### INSTRUCTIONS TO FOLLOW
Work through the data line by line, gathering every line that has the word "this".

### DATASET EXTRACT

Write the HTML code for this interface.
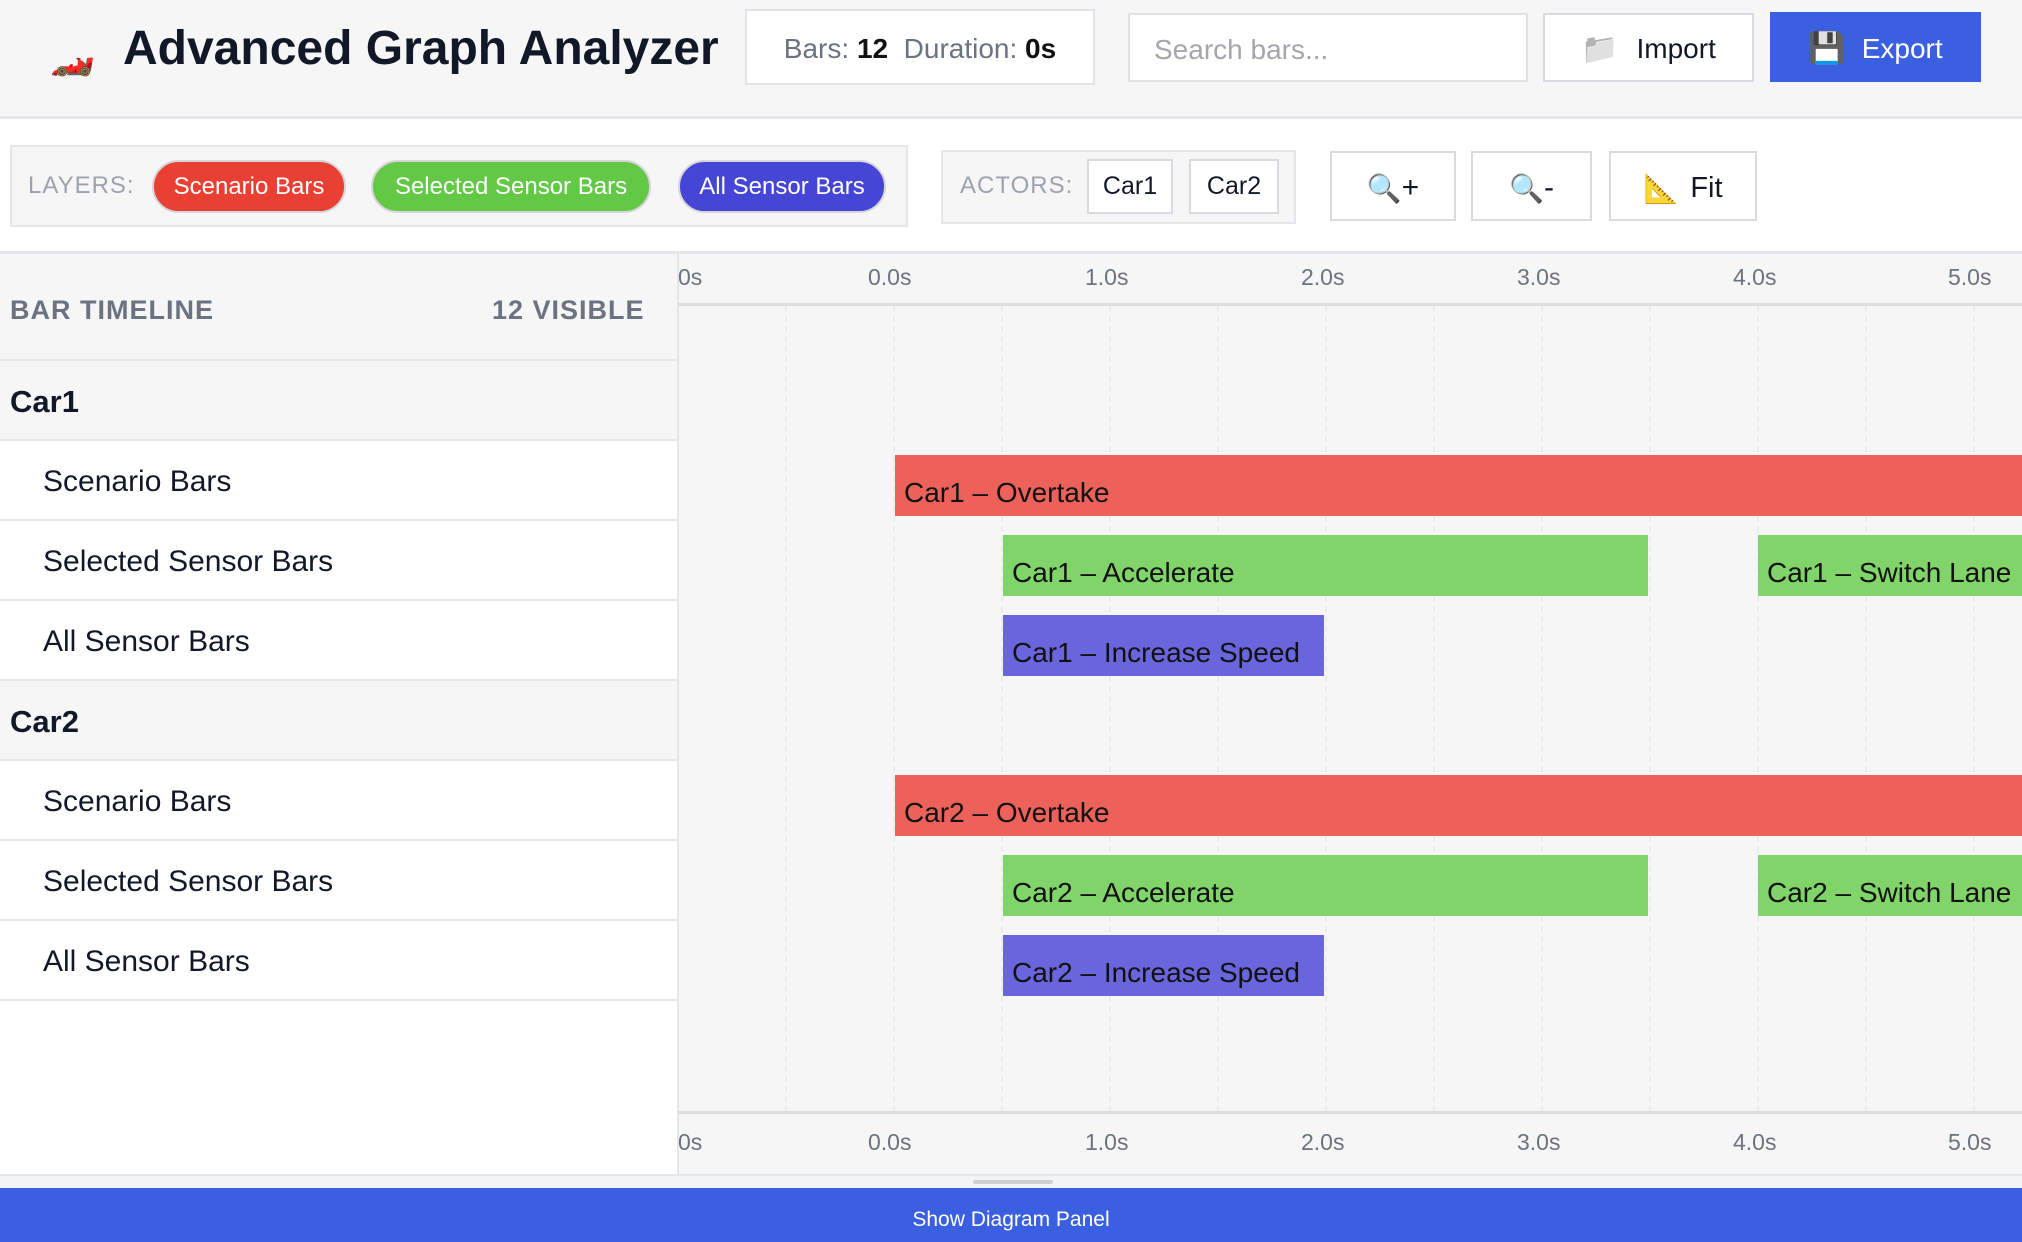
--
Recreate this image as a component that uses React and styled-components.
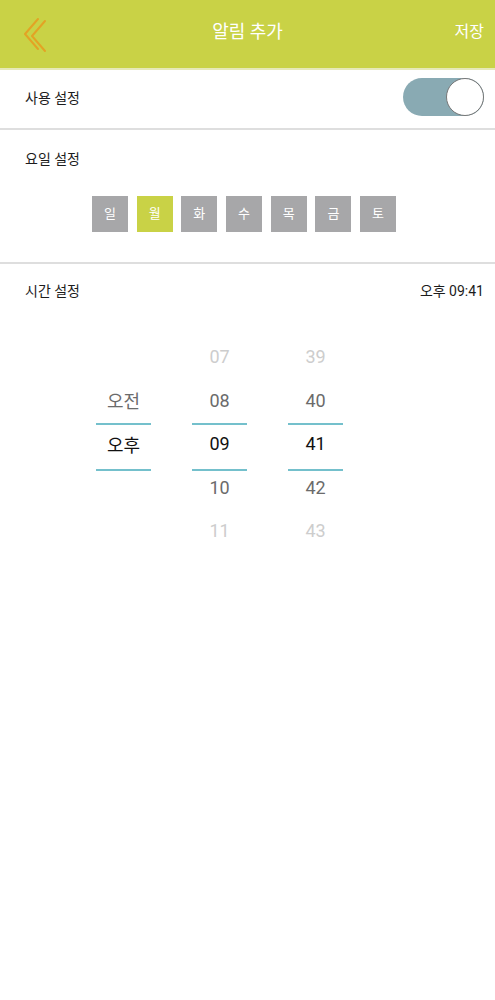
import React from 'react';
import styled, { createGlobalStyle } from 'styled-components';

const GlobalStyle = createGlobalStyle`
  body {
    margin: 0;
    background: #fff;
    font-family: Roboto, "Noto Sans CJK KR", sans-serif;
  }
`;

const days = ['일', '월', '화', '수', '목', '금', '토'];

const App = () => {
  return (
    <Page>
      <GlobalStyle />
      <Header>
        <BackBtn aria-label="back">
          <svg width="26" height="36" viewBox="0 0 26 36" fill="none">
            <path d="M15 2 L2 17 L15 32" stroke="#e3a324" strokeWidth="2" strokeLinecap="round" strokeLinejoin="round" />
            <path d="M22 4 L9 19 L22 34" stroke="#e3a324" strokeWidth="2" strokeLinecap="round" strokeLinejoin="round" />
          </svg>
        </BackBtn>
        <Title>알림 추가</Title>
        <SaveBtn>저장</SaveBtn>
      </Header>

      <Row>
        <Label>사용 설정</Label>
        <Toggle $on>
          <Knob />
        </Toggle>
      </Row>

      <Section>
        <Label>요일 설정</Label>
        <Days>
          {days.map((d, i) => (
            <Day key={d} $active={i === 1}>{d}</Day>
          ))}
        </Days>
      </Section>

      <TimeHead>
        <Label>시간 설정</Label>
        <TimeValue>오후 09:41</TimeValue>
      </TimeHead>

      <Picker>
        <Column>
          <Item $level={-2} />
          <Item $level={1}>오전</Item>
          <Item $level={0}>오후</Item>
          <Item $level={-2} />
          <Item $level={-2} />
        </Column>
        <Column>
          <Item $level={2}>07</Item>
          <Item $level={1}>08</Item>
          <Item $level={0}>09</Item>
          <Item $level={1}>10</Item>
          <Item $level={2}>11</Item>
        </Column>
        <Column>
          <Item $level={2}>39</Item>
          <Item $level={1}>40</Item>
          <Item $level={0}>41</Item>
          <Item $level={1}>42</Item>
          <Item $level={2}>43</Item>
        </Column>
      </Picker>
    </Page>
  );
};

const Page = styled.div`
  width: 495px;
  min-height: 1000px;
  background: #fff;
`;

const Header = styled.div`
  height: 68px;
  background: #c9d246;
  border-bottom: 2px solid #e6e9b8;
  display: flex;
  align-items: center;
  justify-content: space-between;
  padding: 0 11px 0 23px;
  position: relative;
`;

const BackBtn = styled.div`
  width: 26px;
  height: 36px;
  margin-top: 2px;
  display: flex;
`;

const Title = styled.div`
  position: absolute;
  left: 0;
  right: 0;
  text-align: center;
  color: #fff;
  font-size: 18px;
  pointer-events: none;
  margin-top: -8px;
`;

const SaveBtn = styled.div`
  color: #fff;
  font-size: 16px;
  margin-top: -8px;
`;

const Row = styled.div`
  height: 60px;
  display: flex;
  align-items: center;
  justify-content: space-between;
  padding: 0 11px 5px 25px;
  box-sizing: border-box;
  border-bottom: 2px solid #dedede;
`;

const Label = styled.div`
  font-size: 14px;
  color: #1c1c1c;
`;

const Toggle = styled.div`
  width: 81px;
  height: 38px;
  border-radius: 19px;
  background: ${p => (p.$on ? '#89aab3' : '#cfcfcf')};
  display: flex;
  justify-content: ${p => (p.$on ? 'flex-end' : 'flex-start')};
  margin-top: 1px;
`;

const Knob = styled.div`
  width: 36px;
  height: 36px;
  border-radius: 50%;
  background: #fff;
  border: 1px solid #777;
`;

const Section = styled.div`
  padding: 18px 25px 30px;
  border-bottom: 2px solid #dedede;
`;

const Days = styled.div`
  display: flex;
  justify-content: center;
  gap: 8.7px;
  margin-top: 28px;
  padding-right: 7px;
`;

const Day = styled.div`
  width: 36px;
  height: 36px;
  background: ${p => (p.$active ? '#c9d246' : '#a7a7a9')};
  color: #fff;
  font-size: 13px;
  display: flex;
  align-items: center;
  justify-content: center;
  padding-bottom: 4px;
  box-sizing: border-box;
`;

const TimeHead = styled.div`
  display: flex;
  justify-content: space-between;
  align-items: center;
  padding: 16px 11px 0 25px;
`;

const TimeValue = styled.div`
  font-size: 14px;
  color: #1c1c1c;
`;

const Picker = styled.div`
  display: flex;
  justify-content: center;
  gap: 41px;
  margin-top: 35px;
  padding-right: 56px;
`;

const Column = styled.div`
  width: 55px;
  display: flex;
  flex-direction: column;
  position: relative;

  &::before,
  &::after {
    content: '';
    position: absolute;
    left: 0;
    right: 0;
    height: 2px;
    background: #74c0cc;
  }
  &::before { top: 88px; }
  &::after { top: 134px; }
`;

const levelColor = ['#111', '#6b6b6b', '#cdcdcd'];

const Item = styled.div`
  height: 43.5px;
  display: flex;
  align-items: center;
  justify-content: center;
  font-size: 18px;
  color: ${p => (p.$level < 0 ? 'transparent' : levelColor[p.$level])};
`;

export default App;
==
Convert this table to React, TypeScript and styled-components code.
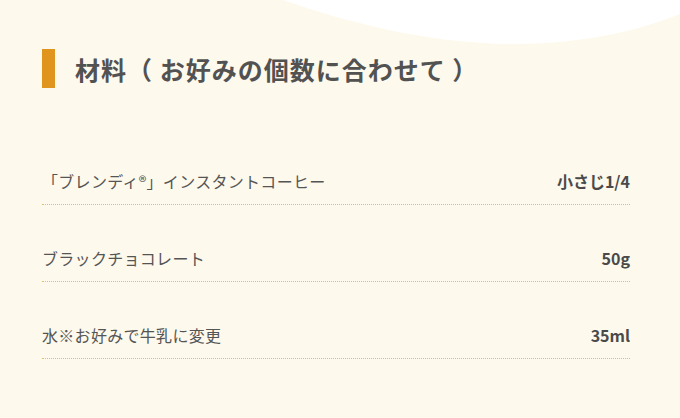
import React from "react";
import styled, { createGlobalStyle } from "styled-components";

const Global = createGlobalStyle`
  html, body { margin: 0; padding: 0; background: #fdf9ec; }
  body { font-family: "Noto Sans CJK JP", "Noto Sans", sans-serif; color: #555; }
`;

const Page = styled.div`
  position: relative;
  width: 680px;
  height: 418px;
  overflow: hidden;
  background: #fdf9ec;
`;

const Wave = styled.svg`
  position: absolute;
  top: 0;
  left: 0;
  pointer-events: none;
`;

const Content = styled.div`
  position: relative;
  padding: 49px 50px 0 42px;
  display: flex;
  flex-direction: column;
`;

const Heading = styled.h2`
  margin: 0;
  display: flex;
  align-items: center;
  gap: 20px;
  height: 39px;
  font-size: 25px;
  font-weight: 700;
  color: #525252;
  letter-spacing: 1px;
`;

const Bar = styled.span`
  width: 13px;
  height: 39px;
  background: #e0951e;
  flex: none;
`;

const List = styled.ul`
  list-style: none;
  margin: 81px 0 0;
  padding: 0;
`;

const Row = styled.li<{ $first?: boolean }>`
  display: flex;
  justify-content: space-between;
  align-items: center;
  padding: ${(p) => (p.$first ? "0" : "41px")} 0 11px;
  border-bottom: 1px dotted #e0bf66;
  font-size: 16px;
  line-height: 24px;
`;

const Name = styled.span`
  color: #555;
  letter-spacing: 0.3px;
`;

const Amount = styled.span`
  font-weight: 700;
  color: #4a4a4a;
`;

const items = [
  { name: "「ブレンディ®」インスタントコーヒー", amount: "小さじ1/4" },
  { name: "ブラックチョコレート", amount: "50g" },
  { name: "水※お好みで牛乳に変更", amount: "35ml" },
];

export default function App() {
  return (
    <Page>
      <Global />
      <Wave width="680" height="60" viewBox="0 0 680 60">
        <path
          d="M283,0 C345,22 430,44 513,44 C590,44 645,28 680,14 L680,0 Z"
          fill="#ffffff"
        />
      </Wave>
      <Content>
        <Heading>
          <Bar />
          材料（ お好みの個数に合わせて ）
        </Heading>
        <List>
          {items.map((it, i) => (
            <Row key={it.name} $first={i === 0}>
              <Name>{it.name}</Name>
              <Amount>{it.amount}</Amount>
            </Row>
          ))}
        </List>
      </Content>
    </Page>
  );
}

### WRITTEN ANSWER
Write the HTML code for this interface.
Recreate this image as a component that uses React and styled-components.
Convert this table to React, TypeScript and styled-components code.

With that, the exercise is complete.